Obviously the increasingly extreme concentration of wealth and social power in so few hands is not limited to the UK. Look at Forbes magazine’s international research and reports on the global situation. Despite talk of 'everyone' having suffered in the recessions of recent years, there are 1,500 billionaires around the world, whose net worth has increased in the past few years.
Access denied
Let us be under no illusion. If any individual or group of people try to access or useany of those privately held resources – whether land, factories, transport or anything else – that 1 percent have never had any hesitation in using the brutal armed force of the state or private militias to deal with such a transgression. If the broad human community try to access those resources we will be threatened with armed force. And generally speaking, that use of force is quite legitimate because in most parts of the world today the electorate has given their permission and acquiescence to this, however passively, by voicing the view that this system of property relationships is the only way in which society can be run. What is urgently needed is for that majority who give their political support to that system – or at least vote on the basis that 'this is the only possible way of running human society at the present time' – to instead develop and express the opposite view, that there is indeed a viable alternative now, and that the current social system must be ended.
The richest man in the world is no longer Bill Gates, but Carlos Slim who owns Mexican telecoms. His wealth, now at 73,000 million dollars, also vastly increased in the past year. Figures like these mean something real; they represent a huge chunk of the Earth’s resources. That is the simple reality of the social system which political parties like Labour, Conservative, Liberal, Greens, UKIP and others are asking you in effect to vote for, to give your endorsement to, to recognise as the only possible way of running human society. Their policies are all based on this lie. The truth is that it is not the only possible foundation for human society today.
A recent report from Oxfam showed that the richest 85 people in the world – just one ‘busload’ - own £1 trillion, as much as the poorest 3.5 billion people. Their researchers said it was likely wealth ownership was even more skewed, with more than £11 trillion held unrecorded and off-shore. 7 in every 10 people live in countries where inequality has increased since the 1980s.
For over 99 percent of the population, on the other hand, the largest transaction they ever enter into throughout their lifetime, if at all, is to muster all their resources to implore those with wealth to loan them a mere few hundred thousand with which they might secure their own individual housing. On what terms would Carlos Slim allow us access to, for example, even just one percent of his wealth, or 730 million dollars, so that we could start producing food, housing and other resources for those who need them? The answer is very simple: never.
This is not about jealousy or bitterness toward these people: what makes these statistics about the social elite both important and infuriating is simply that their ownership is the same fact as our poverty and inability to make rational use of the planet’s resources. Technology has advanced exponentially, but social relationships have not kept pace. We are still stuck in the model of employment – which allows capital to accumulate in the hands of a minority, supplied from the unpaid labour of the active and working, majority class.
What capitalism is
So we have to end capitalism before we can even begin to discuss the rational use of the world’s resources. What is capitalism? Contrary to the confusion peddled by politicians, it is not a tendency or an attitude, a style of life or even a political regime – it is the actual way in which society is currently organised, and it encompasses every country, every company, every government department and every individual, regardless of their activities, lifestyle or individual choices. It is not an attitude or a state of mind, it is a system – the social system which currently exists throughout the world and needs to be ended, if humanity is to flourish or even survive.

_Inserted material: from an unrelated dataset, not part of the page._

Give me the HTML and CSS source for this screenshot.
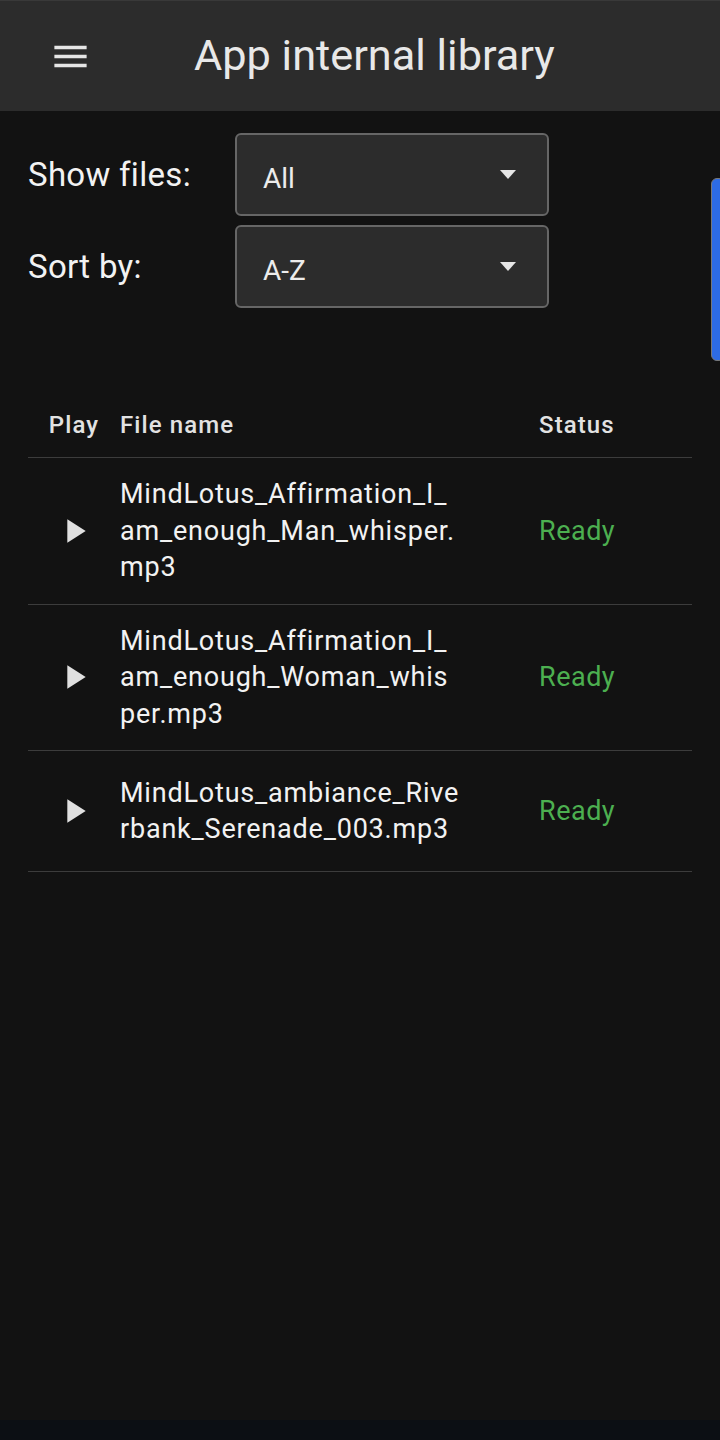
FILE: index.html
```html
<!DOCTYPE html>
<html lang="en">
<head>
  <meta charset="UTF-8">
  <title>App internal library</title>
  <link rel="stylesheet" href="styles.css">
</head>
<body>
  <header class="top-bar">
    <svg class="menu-icon" viewBox="0 0 24 24" width="43" height="43">
      <path d="M3 18h18v-2H3v2zm0-5h18v-2H3v2zm0-7v2h18V6H3z" fill="#e6e6e6"/>
    </svg>
    <h1 class="title">App internal library</h1>
  </header>

  <section class="filters">
    <label class="filter-label">Show files:</label>
    <div class="select-box"><span class="select-value">All</span><span class="select-arrow"></span></div>
    <label class="filter-label">Sort by:</label>
    <div class="select-box"><span class="select-value">A-Z</span><span class="select-arrow"></span></div>
  </section>

  <section class="file-table">
    <div class="table-row table-head">
      <div class="cell-play">Play</div>
      <div class="cell-name">File name</div>
      <div class="cell-status">Status</div>
    </div>

    <div class="table-row">
      <div class="cell-play"><svg viewBox="0 0 24 24" width="40" height="40"><path d="M8 5v14l11-7z" fill="#e0e0e0"/></svg></div>
      <div class="cell-name">MindLotus_Affirmation_I_am_enough_Man_whisper.mp3</div>
      <div class="cell-status ready">Ready</div>
    </div>

    <div class="table-row">
      <div class="cell-play"><svg viewBox="0 0 24 24" width="40" height="40"><path d="M8 5v14l11-7z" fill="#e0e0e0"/></svg></div>
      <div class="cell-name">MindLotus_Affirmation_I_am_enough_Woman_whisper.mp3</div>
      <div class="cell-status ready">Ready</div>
    </div>

    <div class="table-row">
      <div class="cell-play"><svg viewBox="0 0 24 24" width="40" height="40"><path d="M8 5v14l11-7z" fill="#e0e0e0"/></svg></div>
      <div class="cell-name">MindLotus_ambiance_Riverbank_Serenade_003.mp3</div>
      <div class="cell-status ready">Ready</div>
    </div>
  </section>

  <div class="scroll-thumb"></div>
  <div class="nav-bar"></div>
</body>
</html>
```

FILE: styles.css
```css
html, body { margin: 0; padding: 0; }
body {
  background: #121212; color: #f0f0f0;
  font-family: Roboto, "Noto Sans", sans-serif;
  min-height: 1440px;
}

.top-bar {
  display: flex; align-items: center;
  height: 111px; padding-left: 49px; box-sizing: border-box;
  background: #2c2c2c; border-top: 1px solid #393939;
}
.menu-icon { display: block; flex: none; }
.title {
  margin: 0 0 0 102px; font-size: 43.3px; font-weight: 400;
  line-height: 1; color: #e8e8e8;
}

.filters {
  display: grid; grid-template-columns: 207px 314px;
  row-gap: 9px; align-items: center;
  margin: 22px 0 0 28px;
}
.filter-label { font-size: 33px; letter-spacing: 0.3px; color: #f2f2f2; }
.select-box {
  display: flex; align-items: center; justify-content: space-between;
  height: 83px; box-sizing: border-box;
  padding: 0 31px 0 26px;
  background: #2c2c2c; border: 2px solid #666; border-radius: 6px;
}
.select-value { font-size: 28px; color: #ececec; margin-top: 7px; }
.select-arrow {
  width: 0; height: 0;
  border-left: 8.5px solid transparent; border-right: 8.5px solid transparent;
  border-top: 9px solid #e6e6e6;
}

.file-table { margin: 84px 28px 0; }
.table-row {
  display: grid; grid-template-columns: 92px 419px 153px;
  align-items: center;
  min-height: 121px; box-sizing: border-box; padding: 18px 0;
  border-bottom: 1px solid #3c3c3c;
}
.table-head {
  min-height: 0; height: 66px; padding: 0;
  font-size: 24px; font-weight: 500; color: #e2e2e2; letter-spacing: 1.1px;
}
.cell-play { display: flex; justify-content: center; }
.cell-play svg { display: block; }
.cell-name { padding-right: 79px; }
.table-row:not(.table-head) .cell-name {
  font-size: 27px; letter-spacing: 0.8px; line-height: 36.5px;
  word-break: break-all; color: #f2f2f2;
}
.ready { font-size: 27px; letter-spacing: 0.5px; color: #4caf50; }

.scroll-thumb {
  position: fixed; top: 178px; left: 711px; width: 14px; height: 183px;
  background: #2d6be5; border: 1px solid #777; border-radius: 6px; box-sizing: border-box;
}
.nav-bar {
  position: fixed; left: 0; right: 0; bottom: 0; height: 20px;
  background: #0c0f14;
}
```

Capitalism’s key features are: class division – 1 percent or so own and control almost all productive resources whilst the rest of us work for them directly or indirectly to create further wealth – and production for profit, rather than for use. Wealth is not produced simply to be used according to human needs, instead it is produced only if and when it can be sold in a way which will generate financial surpluses or profits for those who own and control the production process.

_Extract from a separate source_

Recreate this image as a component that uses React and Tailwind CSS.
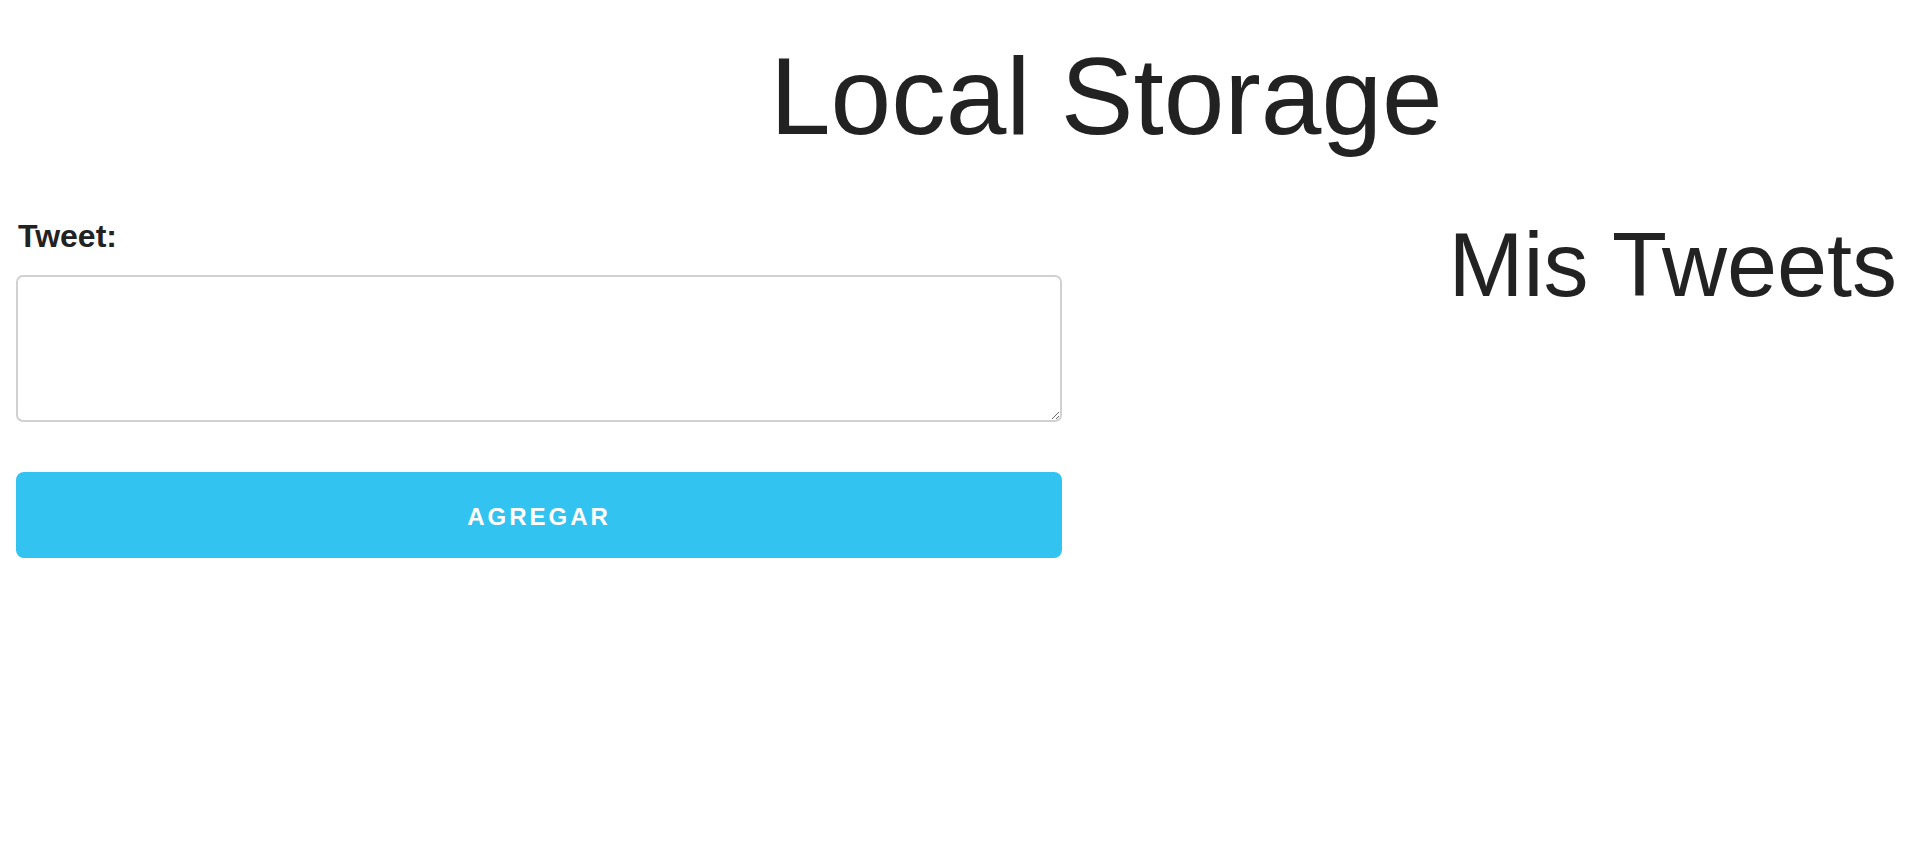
import React from 'react';

const App = () => {
    return (
        <div className="min-h-screen bg-white text-[#222222]">
            <h1 className="pt-[42px] pl-[770px] text-[109px] leading-none font-normal font-['Liberation_Sans',Arial,sans-serif]">
                Local Storage
            </h1>

            <div className="flex mt-[69px]">
                {/* form column */}
                <div className="w-[1046px] ml-[16px] flex flex-col">
                    <label className="pl-[2px] text-[32px] leading-none font-bold font-['Liberation_Sans',Arial,sans-serif]">
                        Tweet:
                    </label>
                    <textarea className="mt-[23px] h-[147px] w-full border-2 border-[#d1d1d1] rounded-[7px] bg-white px-3 py-2 text-[24px] outline-none" />
                    <button className="mt-[50px] h-[86px] w-full pt-[4px] rounded-[8px] bg-[#33c3f0] text-white text-[24px] font-bold tracking-[3px] uppercase font-['Liberation_Sans',Arial,sans-serif]">
                        Agregar
                    </button>
                </div>

                {/* tweets column */}
                <div className="flex-1 pr-[23px] text-right">
                    <h2 className="text-[90px] leading-none font-normal font-['Liberation_Sans',Arial,sans-serif]">
                        Mis Tweets
                    </h2>
                </div>
            </div>
        </div>
    );
};

export default App;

The many problems which result directly from the existence of the capitalist system as our current way of running human society include the relative impoverishment of the great majority who do all the work – ranging from hundreds of millions literally starving, to billions more whose lives are blighted by constant struggle and stress. It also creates constant war and the threat of war as rival ruling groups and profit-takers in different parts of the world enrol the rest of us to fight their battles, to determine which of them controls which minerals, land and trade advantages.
In particular capitalism has created a crisis in the very environment itself. Climate crisis is perhaps the most pressing example of capitalism’s madness. Naomi Klein, writing in New Statesman (29 Oct 2013), cited many of the world’s most respected scientists all reaching the same conclusion, that capitalism has to be swept aside if ecological catastrophe is to be avoided: ‘It makes the ditching of that cruel system in favour of something new (and perhaps, with lots of work, better) no longer a matter of mere ideological preference but rather one of species-wide existential necessity’.
How to end capitalism
How do we go about ending capitalism? We need urgently and rapidly to build a majority who reject the entire system which exists, who see that it is no longer viable, that it can and must be replaced with a system of common ownership and democratic control of all productive resources. A majority who will no longer look to politicians or leaders but are developing the knowledge themselves to see through this huge con-trick which has evolved, the lie that capitalism equals freedom and is the only option for society.

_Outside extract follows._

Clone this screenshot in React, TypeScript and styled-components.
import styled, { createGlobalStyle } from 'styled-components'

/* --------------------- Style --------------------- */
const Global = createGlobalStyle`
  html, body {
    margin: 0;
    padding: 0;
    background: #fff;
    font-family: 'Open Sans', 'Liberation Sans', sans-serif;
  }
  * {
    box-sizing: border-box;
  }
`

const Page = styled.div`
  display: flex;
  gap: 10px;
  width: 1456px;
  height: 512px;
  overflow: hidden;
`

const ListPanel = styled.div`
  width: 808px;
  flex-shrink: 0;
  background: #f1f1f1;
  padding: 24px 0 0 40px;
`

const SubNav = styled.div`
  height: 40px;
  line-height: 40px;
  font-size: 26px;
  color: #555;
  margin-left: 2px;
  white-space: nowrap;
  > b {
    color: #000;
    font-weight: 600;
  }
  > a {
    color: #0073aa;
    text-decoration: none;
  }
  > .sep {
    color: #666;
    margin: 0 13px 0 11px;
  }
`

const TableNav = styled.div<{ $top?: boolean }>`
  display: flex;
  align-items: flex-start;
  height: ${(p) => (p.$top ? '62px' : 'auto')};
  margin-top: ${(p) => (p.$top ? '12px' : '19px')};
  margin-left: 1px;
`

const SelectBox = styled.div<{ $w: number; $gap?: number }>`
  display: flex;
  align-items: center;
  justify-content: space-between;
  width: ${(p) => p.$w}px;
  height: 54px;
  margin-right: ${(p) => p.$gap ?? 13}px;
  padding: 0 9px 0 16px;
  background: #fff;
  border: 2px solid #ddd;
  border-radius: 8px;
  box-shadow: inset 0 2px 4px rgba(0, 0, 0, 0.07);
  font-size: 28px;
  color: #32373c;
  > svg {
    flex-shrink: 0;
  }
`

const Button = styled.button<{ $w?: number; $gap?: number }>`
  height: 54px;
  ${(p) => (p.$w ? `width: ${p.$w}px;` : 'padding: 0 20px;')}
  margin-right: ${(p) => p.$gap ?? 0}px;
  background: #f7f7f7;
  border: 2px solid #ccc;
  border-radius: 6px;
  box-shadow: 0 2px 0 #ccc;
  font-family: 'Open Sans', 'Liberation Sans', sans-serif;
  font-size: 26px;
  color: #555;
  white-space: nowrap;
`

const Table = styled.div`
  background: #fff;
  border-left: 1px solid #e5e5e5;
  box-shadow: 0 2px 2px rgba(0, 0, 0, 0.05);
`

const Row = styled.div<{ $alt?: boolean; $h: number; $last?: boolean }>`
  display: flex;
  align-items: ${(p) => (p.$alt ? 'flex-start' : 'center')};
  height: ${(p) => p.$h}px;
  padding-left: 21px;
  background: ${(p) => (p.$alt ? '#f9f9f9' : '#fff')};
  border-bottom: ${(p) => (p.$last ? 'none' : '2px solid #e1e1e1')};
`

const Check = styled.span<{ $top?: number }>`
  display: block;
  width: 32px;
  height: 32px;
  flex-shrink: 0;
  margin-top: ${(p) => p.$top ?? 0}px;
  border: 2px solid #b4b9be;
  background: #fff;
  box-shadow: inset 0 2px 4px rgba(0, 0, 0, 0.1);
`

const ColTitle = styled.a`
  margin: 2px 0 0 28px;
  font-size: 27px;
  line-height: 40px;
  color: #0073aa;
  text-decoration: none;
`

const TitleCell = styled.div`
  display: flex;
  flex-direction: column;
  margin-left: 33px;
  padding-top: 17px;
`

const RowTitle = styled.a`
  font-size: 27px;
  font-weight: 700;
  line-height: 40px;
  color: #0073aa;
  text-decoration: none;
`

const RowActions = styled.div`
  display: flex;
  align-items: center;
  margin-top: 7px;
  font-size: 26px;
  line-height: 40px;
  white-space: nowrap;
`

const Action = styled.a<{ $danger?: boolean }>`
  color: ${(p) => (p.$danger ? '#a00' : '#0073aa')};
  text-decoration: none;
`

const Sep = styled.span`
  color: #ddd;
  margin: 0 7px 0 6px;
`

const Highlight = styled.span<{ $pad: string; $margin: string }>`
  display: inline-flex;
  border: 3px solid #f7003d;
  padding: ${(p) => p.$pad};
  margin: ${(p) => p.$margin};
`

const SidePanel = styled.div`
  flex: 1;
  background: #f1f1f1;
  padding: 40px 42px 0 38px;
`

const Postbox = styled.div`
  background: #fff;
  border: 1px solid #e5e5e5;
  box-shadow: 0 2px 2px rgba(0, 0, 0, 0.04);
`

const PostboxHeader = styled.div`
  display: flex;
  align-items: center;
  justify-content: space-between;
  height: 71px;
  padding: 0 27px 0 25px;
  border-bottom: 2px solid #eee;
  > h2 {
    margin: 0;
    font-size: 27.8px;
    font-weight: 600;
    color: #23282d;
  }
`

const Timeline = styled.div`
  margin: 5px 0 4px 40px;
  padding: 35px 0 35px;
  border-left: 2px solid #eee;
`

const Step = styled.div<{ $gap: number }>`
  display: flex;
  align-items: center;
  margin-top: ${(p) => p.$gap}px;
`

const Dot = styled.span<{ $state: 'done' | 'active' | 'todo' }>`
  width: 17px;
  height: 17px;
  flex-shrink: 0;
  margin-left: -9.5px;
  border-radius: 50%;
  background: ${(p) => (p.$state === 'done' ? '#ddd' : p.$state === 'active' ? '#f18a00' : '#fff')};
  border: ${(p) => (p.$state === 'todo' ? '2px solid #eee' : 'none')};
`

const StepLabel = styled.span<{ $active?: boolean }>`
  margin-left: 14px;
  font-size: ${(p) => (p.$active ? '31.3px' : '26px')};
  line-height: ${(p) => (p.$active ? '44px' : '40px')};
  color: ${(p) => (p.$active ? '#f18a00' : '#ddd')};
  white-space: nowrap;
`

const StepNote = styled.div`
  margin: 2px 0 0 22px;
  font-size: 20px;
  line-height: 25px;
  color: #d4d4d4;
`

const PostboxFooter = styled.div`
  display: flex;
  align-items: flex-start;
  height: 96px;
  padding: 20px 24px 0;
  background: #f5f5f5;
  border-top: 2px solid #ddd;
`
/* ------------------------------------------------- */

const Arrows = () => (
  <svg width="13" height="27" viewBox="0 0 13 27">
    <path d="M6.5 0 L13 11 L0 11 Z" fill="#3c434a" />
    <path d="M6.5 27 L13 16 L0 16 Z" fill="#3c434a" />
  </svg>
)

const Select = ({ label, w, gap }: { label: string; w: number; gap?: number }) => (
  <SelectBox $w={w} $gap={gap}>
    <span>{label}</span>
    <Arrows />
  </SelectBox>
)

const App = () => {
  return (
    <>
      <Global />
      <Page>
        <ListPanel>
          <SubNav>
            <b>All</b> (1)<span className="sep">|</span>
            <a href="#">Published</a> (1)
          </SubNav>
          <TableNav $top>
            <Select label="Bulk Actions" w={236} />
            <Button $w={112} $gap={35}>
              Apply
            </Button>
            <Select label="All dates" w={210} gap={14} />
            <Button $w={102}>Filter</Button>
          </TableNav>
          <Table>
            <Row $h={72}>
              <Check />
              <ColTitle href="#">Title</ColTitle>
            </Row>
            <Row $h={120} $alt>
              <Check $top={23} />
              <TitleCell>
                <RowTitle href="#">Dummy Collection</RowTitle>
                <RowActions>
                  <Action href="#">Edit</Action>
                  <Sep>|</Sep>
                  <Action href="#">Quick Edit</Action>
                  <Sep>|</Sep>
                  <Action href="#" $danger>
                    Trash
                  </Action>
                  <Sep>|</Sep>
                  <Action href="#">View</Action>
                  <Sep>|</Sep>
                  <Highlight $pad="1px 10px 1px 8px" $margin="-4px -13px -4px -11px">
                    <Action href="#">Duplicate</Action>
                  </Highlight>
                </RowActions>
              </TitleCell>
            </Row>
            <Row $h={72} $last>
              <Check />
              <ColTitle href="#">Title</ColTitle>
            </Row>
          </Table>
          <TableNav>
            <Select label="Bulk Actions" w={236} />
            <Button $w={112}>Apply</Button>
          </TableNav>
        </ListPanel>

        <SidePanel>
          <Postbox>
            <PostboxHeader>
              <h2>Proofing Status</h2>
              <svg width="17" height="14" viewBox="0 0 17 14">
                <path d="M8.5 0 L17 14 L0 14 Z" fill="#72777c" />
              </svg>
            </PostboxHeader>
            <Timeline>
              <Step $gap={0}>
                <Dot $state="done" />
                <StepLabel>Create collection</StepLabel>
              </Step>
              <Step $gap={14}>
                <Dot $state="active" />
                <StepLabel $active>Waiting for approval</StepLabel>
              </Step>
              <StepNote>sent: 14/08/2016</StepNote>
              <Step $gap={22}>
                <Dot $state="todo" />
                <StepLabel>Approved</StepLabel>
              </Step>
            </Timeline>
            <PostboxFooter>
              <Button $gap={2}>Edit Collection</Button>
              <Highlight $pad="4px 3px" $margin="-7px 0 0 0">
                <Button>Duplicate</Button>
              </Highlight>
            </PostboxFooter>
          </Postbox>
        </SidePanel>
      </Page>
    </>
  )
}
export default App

Anyone who sets out to look at society, to debate how we should live, to campaign for change or human rights, has three blindingly simple questions which they must consider and answer before all others. What resources do we have to fulfil the task of meeting the human needs of the global population? The natural resources, land, crops, minerals; the human labour; the machinery we have built. The World Health Organisation and the United Nations have reported over and over that current resources are actually sufficient to meet the needs of several times the current world population, if properly accessed and used rather than being laid to waste whilst high enough financial profits are awaited. For example, the UN has found: 'Growth in world cereal production has steadily outstripped world population growth. Yet each year there are more people in the world who do not get enough food. Global agriculture has the potential to grow enough food for all, but food is often not available where it is needed.'
Secondly, we must ask: what prevents this from happening, then? Because ownership and control of those resources is in the hands of a tiny fraction of the world’s population. They allow those resources to be used by the rest of us only under the most strict and anti-social of conditions: if and when further production might increase their wealth and power further. The third and final question we must ask is: do we stand for the retention of that kind of regime, or for its abolition?
Revolution is not a wild idea – it is an imperative. And this is why: human needs are not being met. Billions of children, men and women are in varying degrees of deprivation, and those of us in the more developed parts of the world who work for salaries or wages continue to be exploited and to face a huge array of unnecessary problems. In order to meet human needs universally and comfortably, we need first to repossess the Earth we inhabit. To do that we must first dispossess the minority who currently own and control it. And to do that necessitates a complete revolution and the democratic use of what structures we currently have, purely to enact that. And the only groundwork we can lay for that is the education of ourselves and our fellow workers to recognise that capitalism cannot ever serve our needs, in any form. Any other political programme than this, any attempt to improve or patch up capitalism, is futile, doomed to failure, and maintains the suffering which this system continues inevitably to cause.